## Begin PROVIDED ENTRIES

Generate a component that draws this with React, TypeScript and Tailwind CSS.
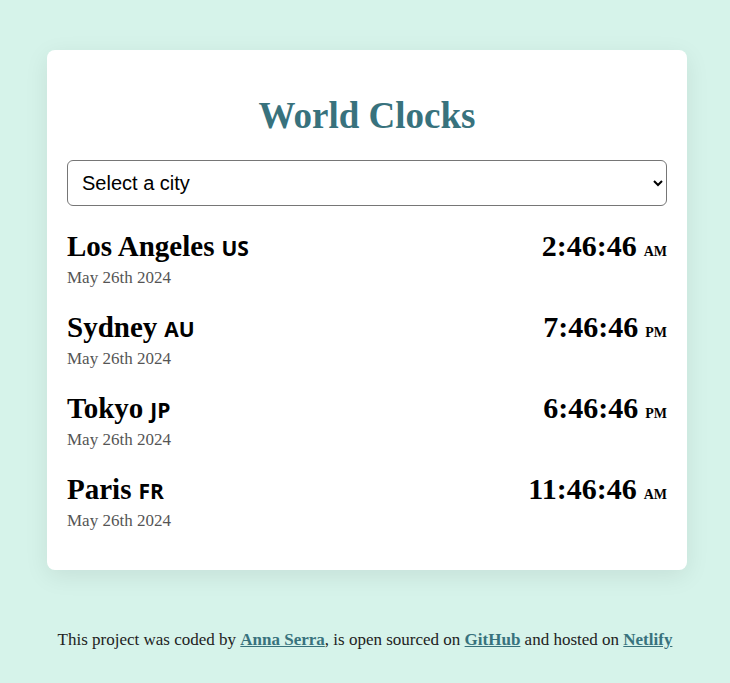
import React from 'react';

interface CityClock {
  name: string;
  code: string;
  date: string;
  time: string;
  period: string;
}

const clocks: CityClock[] = [
  { name: 'Los Angeles', code: 'US', date: 'May 26th 2024', time: '2:46:46', period: 'AM' },
  { name: 'Sydney', code: 'AU', date: 'May 26th 2024', time: '7:46:46', period: 'PM' },
  { name: 'Tokyo', code: 'JP', date: 'May 26th 2024', time: '6:46:46', period: 'PM' },
  { name: 'Paris', code: 'FR', date: 'May 26th 2024', time: '11:46:46', period: 'AM' },
];

const serif = "font-['Liberation_Serif','DejaVu_Serif',serif]";

export default function App() {
  return (
    <div className={`min-h-[683px] bg-[#d6f3ea] pt-[50px] ${serif}`}>
      <div className="ml-[47px] w-[640px] rounded-lg bg-white px-5 pt-[28px] pb-[20px] shadow-[0_6px_24px_rgba(0,0,0,0.08)]">
        <h1 className="mb-[6px] text-center text-[37px] font-bold leading-[76px] text-[#38727d]">
          World Clocks
        </h1>
        <select className="h-[46px] w-full rounded-md border border-[#767676] bg-white px-[10px] font-['Liberation_Sans',Arial,sans-serif] text-[20px] text-black">
          <option>Select a city</option>
        </select>
        <div className="mt-[20px] flex flex-col">
          {clocks.map(c => (
            <div key={c.name} className="flex h-[81px] items-start justify-between">
              <div>
                <div className="flex items-baseline gap-[7px] text-[29px] font-bold leading-[40px] text-black">
                  {c.name}
                  <span className="font-['Open_Sans','DejaVu_Sans',sans-serif] text-[21px] font-bold">{c.code}</span>
                </div>
                <div className="text-[17px] leading-[20px] text-[#555]">{c.date}</div>
              </div>
              <div className="flex items-baseline gap-[7px] text-[30px] font-bold leading-[40px] text-black">
                {c.time}
                <span className="text-[14px] font-bold">{c.period}</span>
              </div>
            </div>
          ))}
        </div>
      </div>
      <p className="mt-[57px] text-center text-[17px] text-[#222]">
        This project was coded by{' '}
        <a href="#" className="font-bold text-[#38727d] underline">Anna Serra</a>, is open sourced on{' '}
        <a href="#" className="font-bold text-[#38727d] underline">GitHub</a> and hosted on{' '}
        <a href="#" className="font-bold text-[#38727d] underline">Netlify</a>
      </p>
    </div>
  );
}
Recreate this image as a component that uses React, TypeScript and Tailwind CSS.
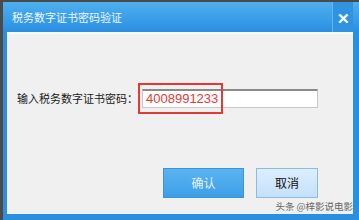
export default function App() {
  const font = { fontFamily: '"Noto Sans CJK SC", "Liberation Sans", sans-serif' };
  return (
    <div className="w-[359px] h-[220px] bg-[#4a4a4a] pt-[2px] pl-[3px] overflow-hidden" style={font}>
      <div className="w-[356px] h-[218px] flex flex-col bg-[#2b8fe0]">
        <div className="h-[30px] flex items-stretch bg-gradient-to-b from-[#4db0ee] to-[#2a8fe2]">
          <div className="flex-1 flex items-center pl-[9px] text-[11px] text-[#eef6ff]">税务数字证书密码验证</div>
          <div className="w-[21px] flex items-center justify-center border-l border-[#62b6ee] bg-[#2f93e2] text-white text-[15px] font-bold leading-none mr-[6px]">✕</div>
        </div>
        <div className="flex-1 mx-[4px] mb-[6px] mr-[6px] bg-[#f0f0f0] border-t-[2px] border-[#f8fbfd] flex flex-col">
          <div className="flex items-center mt-[53px] h-[22px]">
            <span className="ml-[10px] text-[11px] text-[#1a1a1a]">输入税务数字证书密码：</span>
            <div className="relative ml-[4px] w-[176px] h-[19px] bg-white border border-[#c8c8c8] border-t-[2px] border-t-[#8a8a8a] flex items-center">
              <span className="pl-[3px] text-[13px] leading-none text-[#e23a3a]" style={{ fontFamily: '"Liberation Sans", sans-serif' }}>4008991233</span>
              <div className="absolute left-[-5px] top-[-8px] w-[85px] h-[31px] border-[2px] border-[#e53935]"></div>
            </div>
          </div>
          <div className="flex mt-[59px] ml-[156px] gap-[12px]">
            <div className="w-[81px] h-[30px] flex items-center justify-center text-[12px] text-[#e6f3ff] bg-gradient-to-b from-[#5ab4f0] to-[#3d9ee8] border border-[#3a94dc]">确认</div>
            <div className="w-[62px] h-[30px] flex items-center justify-center text-[12px] text-[#111] bg-gradient-to-b from-[#dcefff] to-[#c4e0fa] border border-[#8cbbe6]">取消</div>
          </div>
          <div className="flex justify-end mt-[4px] pr-[0px] text-[9.5px] text-[#666] leading-none">头条 @梓影说电影</div>
        </div>
      </div>
    </div>
  );
}
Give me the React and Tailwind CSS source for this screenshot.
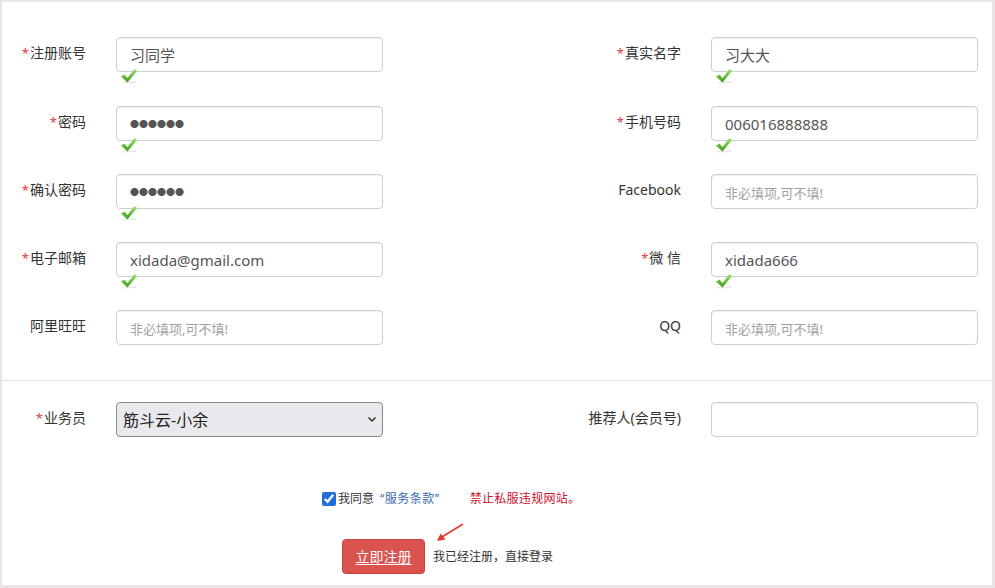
import { useState } from 'react';

const font = "font-['Noto_Sans','Noto_Sans_CJK_SC',sans-serif]";

function Check() {
  return (
    <svg className="absolute left-[4px] top-[31px]" width="18" height="16" viewBox="0 0 18 16">
      <defs>
        <linearGradient id="ck" x1="0" y1="0" x2="0" y2="1">
          <stop offset="0" stopColor="#9be36a" />
          <stop offset="1" stopColor="#3f9a1c" />
        </linearGradient>
      </defs>
      <path d="M1.5 14.5 L16 13 L17 15 L3 15.5 Z" fill="#d9d9d9" opacity="0.6" />
      <path d="M1 8.5 L4.5 6.5 L7.5 10 L14.5 1 L17 3 L7.5 14.5 Z" fill="url(#ck)" />
    </svg>
  );
}

function Label({ text, req, w }) {
  return (
    <div className={`${w} shrink-0 text-right text-[14px] leading-[20px] pt-[6px] text-[#333]`}>
      {req && <span className="text-[#e4393c] text-[13px] mr-[1px]">*</span>}
      {text}
    </div>
  );
}

function Field({ value, placeholder, secret, ok }) {
  const [v, setV] = useState(value || '');
  return (
    <div className="relative ml-[30px] w-[267px] shrink-0">
      <input
        type="text"
        value={secret ? '●'.repeat(v.length) : v}
        placeholder={placeholder}
        onChange={(e) => setV(e.target.value)}
        className={`w-full h-[35px] border border-[#cfcfcf] rounded-[4px] pl-[13px] pr-2 outline-none placeholder:text-[#a0a0a0] placeholder:text-[13px] ${secret ? "font-['Noto_Sans_CJK_SC',sans-serif] text-[9px] text-[#555]" : 'text-[15px] text-[#555]'} shadow-[inset_0_1px_1px_rgba(0,0,0,0.06)]`}
      />
      {ok && <Check />}
    </div>
  );
}

const rows = [
  [
    { label: '注册账号', req: true, value: '习同学', ok: true },
    { label: '真实名字', req: true, value: '习大大', ok: true },
    'mt-[35px]',
  ],
  [
    { label: '密码', req: true, value: '123456', secret: true, ok: true },
    { label: '手机号码', req: true, value: '006016888888', ok: true },
    'mt-[34px]',
  ],
  [
    { label: '确认密码', req: true, value: '123456', secret: true, ok: true },
    { label: 'Facebook', placeholder: '非必填项,可不填!' },
    'mt-[33px]',
  ],
  [
    { label: '电子邮箱', req: true, value: 'xidada@gmail.com', ok: true },
    { label: '微 信', req: true, value: 'xidada666', ok: true },
    'mt-[33px]',
  ],
  [
    { label: '阿里旺旺', placeholder: '非必填项,可不填!' },
    { label: 'QQ', placeholder: '非必填项,可不填!' },
    'mt-[33px]',
  ],
];

export default function App() {
  return (
    <div className={`${font} w-[995px] h-[588px] bg-white border-[#e9e5e5] border-t-2 border-l-2 border-r-[3px] border-b-[3px] overflow-hidden`}>
      {rows.map(([l, r, mt], i) => (
        <div key={i} className={`flex h-[35px] ${mt}`}>
          <div className="flex w-[495px] shrink-0">
            <Label text={l.label} req={l.req} w="w-[84px]" />
            <Field value={l.value} placeholder={l.placeholder} secret={l.secret} ok={l.ok} />
          </div>
          <div className="flex">
            <Label text={r.label} req={r.req} w="w-[184px]" />
            <Field value={r.value} placeholder={r.placeholder} secret={r.secret} ok={r.ok} />
          </div>
        </div>
      ))}

      <div className="mt-[35px] h-px bg-[#e6e6e6]" />

      <div className="flex h-[35px] mt-[21px]">
        <div className="flex w-[495px] shrink-0">
          <Label text="业务员" req w="w-[84px]" />
          <div className="relative ml-[30px] w-[267px] shrink-0">
            <select className="appearance-none w-full h-[35px] bg-[#e9e9ed] border border-[#8a8a8a] rounded-[4px] pl-[6px] text-[16px] text-[#222] outline-none">
              <option>筋斗云-小余</option>
            </select>
            <svg className="absolute right-[6px] top-[14px] pointer-events-none" width="10" height="7" viewBox="0 0 10 7">
              <path d="M1.5 1.5 L5 5 L8.5 1.5" fill="none" stroke="#333" strokeWidth="1.5" />
            </svg>
          </div>
        </div>
        <div className="flex">
          <Label text="推荐人(会员号)" w="w-[184px]" />
          <Field value="" />
        </div>
      </div>

      <div className="flex items-center mt-[53px] pl-[320px] text-[12px] h-[18px]">
        <input type="checkbox" defaultChecked className="w-[14px] h-[14px] m-0 accent-[#1e6fd9]" />
        <span className="ml-[2px] text-[#333]">我同意</span>
        <span className="ml-[6px] text-[#3a67b0] tracking-[0.5px]">“服务条款”</span>
        <span className="ml-[30px] text-[#c8102e] tracking-[0.3px]">禁止私服违规网站。</span>
      </div>

      <div className="relative flex items-center mt-[31px] pl-[340px]">
        <button className="w-[83px] h-[35px] bg-[#d9534f] rounded-[4px] text-white text-[14px] underline underline-offset-2 border border-[#d43f3a]">
          立即注册
        </button>
        <span className="ml-[8px] text-[12px] text-[#333]">我已经注册，直接登录</span>
        <svg className="absolute left-[432px] top-[-17px]" width="32" height="22" viewBox="0 0 32 22">
          <path d="M29 2 L8 15" stroke="#e33b2e" strokeWidth="1.6" fill="none" />
          <path d="M3 19 L6.5 11.5 L11.5 17.5 Z" fill="#e33b2e" />
        </svg>
      </div>
    </div>
  );
}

## End PROVIDED ENTRIES

Read through the entries and copy each line in which "TypeScript" appears.

Generate a component that draws this with React, TypeScript and Tailwind CSS.
Recreate this image as a component that uses React, TypeScript and Tailwind CSS.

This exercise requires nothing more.